His research focuses on the procedural rules for effective civil dispute resolution in litigation, arbitration, and alternative dispute resolution.

He co-authored Chusaiho (Arbitration Law) (Nippon Hyoron sha, 2014) with Takeshi Kojima, and authored Shiho Access no Fuhenka no Doko (Universalization of Access to Justice) (Chuo University Press, 2018), which was edited by Masahiko Omura (co-authored).

Akihiko Kobayashi
Dean, Chuo Law School; Professor, Chuo Law School
Area of Specialization: Civil law

Akihiko Kobayashi was born in Nagano Prefecture in 1959. In 1983, he graduated from Chuo University's Faculty of Law, Department of Law. He passed the bar exam in the same year and registered as a lawyer in 1986 (legal apprenticeship, 38th term). He has been a partner at Kataoka & Kobayashi LPC since 1990 (to date).

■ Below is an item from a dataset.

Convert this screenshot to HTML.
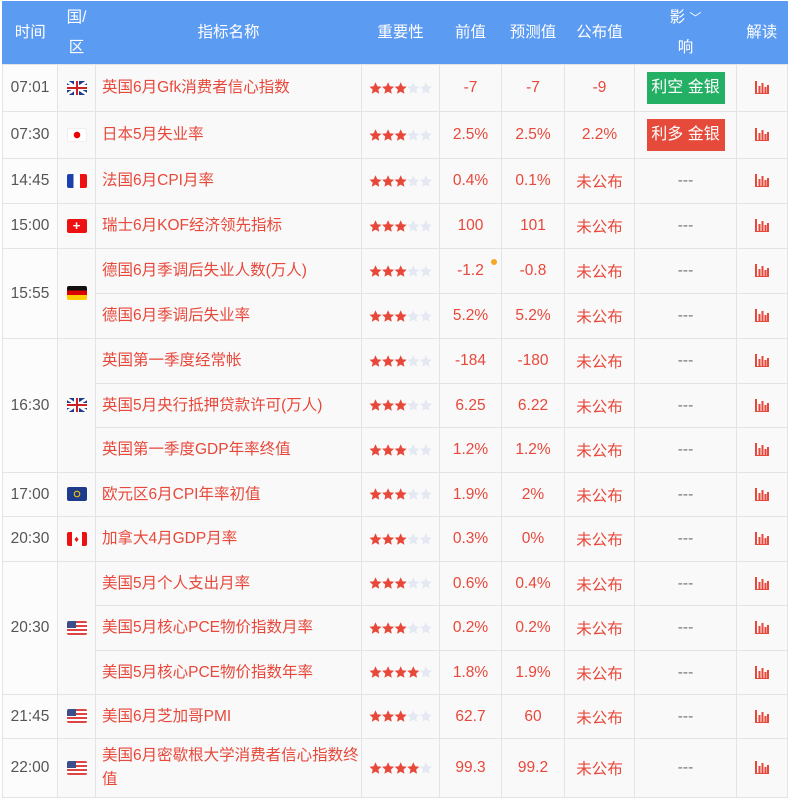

In addition to his many years of work as a lawyer, he participated in the planning of the Law School, and after serving as a visiting lecturer and specially appointed professor at Chuo Law School, he has served as a professor since 2016 (to date) and assumed his current position in 2019.

Based on his experience as a manager of the Working Group on Law of Finance Using Movable Property and Claims as Collateral, time on the Legislative Council of the Ministry of Justice, work as a member of the Ministry of Justice's Study Group on Auction System, and experience as an official of the Supreme Court Legal Training and Research Institute (in charge of the Civil Advocacy Instructor's Office), he has been engaged in research and practice in the field of civil law, focusing on collateral law and execution law, in particular the concept of bridging theory and practice.